Electronic and Magnetic Properties of Topological Semimetal Candidate NdSbTe

TL;DR

This study reports the synthesis and characterization of NdSbTe, a magnetic topological semimetal with strong electronic correlations, revealing complex interplay between magnetism, topology, and electron localization.

Contribution

It introduces NdSbTe as a new magnetic topological semimetal with enhanced correlations and unique magnetic and electronic properties, expanding the family of LnSbTe compounds.

Findings

NdSbTe exhibits antiferromagnetic order with metamagnetic transitions.

It has the highest Sommerfeld coefficient among LnSbTe compounds, indicating strong correlations.

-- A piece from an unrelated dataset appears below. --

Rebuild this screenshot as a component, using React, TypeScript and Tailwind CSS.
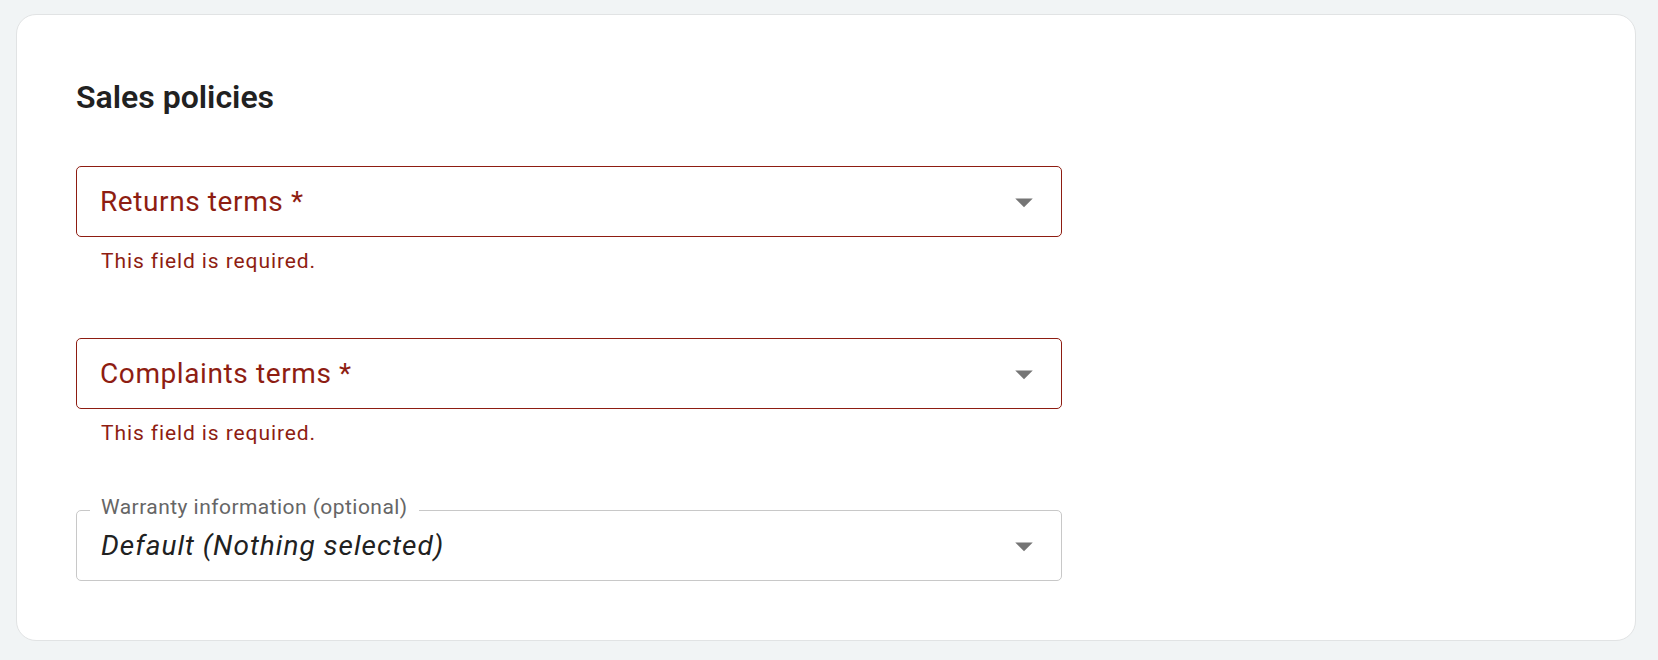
import React from "react";

function ArrowDrop() {
  return (
    <svg viewBox="0 0 24 24" className="h-[42px] w-[42px] shrink-0 fill-[#757575]">
      <path d="M7 10l5 5 5-5z" />
    </svg>
  );
}

interface SelectFieldProps {
  label: string;
  error?: string;
}

/** Campo de seleção com erro: rótulo dentro da caixa, borda vermelha. */
function RequiredSelect({ label, error }: SelectFieldProps) {
  return (
    <div className="flex flex-col">
      <div className="flex h-[71px] w-[986px] items-center rounded-[5px] border border-[#8e1d12] pl-[23px] pr-[16px]">
        <span className="text-[28px] leading-[40px] tracking-[0.6px] text-[#8e1d12]">{label}</span>
        <div className="ml-auto">
          <ArrowDrop />
        </div>
      </div>
      {error && (
        <p className="ml-[25px] mt-[7px] text-[21px] leading-[35px] tracking-[0.9px] text-[#8e1d12]">
          {error}
        </p>
      )}
    </div>
  );
}

function OptionalSelect({ label, value }: { label: string; value: string }) {
  return (
    <div className="relative flex h-[71px] w-[986px] items-center rounded-[5px] border border-[#c8c8c8] pl-[24px] pr-[16px]">
      {/* rótulo "notched" sobre a borda */}
      <span className="absolute -top-[16px] left-[13px] bg-white px-[11px] text-[21px] leading-[24px] tracking-[0.45px] text-[#666666]">
        {label}
      </span>
      <span className="text-[28px] italic leading-[40px] tracking-[1px] text-[#212121]">{value}</span>
      <div className="ml-auto">
        <ArrowDrop />
      </div>
    </div>
  );
}

export default function App() {
  return (
    <div className="min-h-[660px] bg-[#f1f4f5] px-[16px] pt-[14px] font-['Roboto',sans-serif]">
      <section className="h-[627px] w-[1620px] rounded-[20px] border border-[#e1e3e4] bg-white pl-[59px] pt-[64px]">
        <h2 className="text-[32px] font-semibold leading-[36px] text-[#212121]">Sales policies</h2>
        <div className="mt-[51px] flex flex-col gap-[59px]">
          <RequiredSelect label="Returns terms *" error="This field is required." />
          <RequiredSelect label="Complaints terms *" error="This field is required." />
          <OptionalSelect label="Warranty information (optional)" value="Default (Nothing selected)" />
        </div>
      </section>
    </div>
  );
}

Transport measurements show coupling between magnetism and electronic behavior.

Abstract

ZrSiS-type materials represent a large material family with unusual coexistence of topological nonsymmorphic Dirac fermions and nodal-line fermions. As a special group of ZrSiS-family, LnSbTe (Ln = Lanthanide rare earth) compounds provide a unique opportunity to explore new quantum phases due to the intrinsic magnetism induced by Ln. Here we report the single crystal growth and characterization of NdSbTe, a previously unexplored LnSbTe compound. NdSbTe has an antiferromagnetic ground state with field-driven metamagnetic transitions similar to other known LnSbTe, but exhibits distinct enhanced electronic correlations characterized by large a Sommerfeld coefficient of 115 mJ/mol $K^2$, which is the highest among the known LnSbTe compounds. Furthermore, our transport studies have revealed the coupling with magnetism and signatures of Kondo localization. All these findings establish NdSbTe as a new platform for observing novel phenomena arising from the interplay between magnetism, topology, and electron correlations.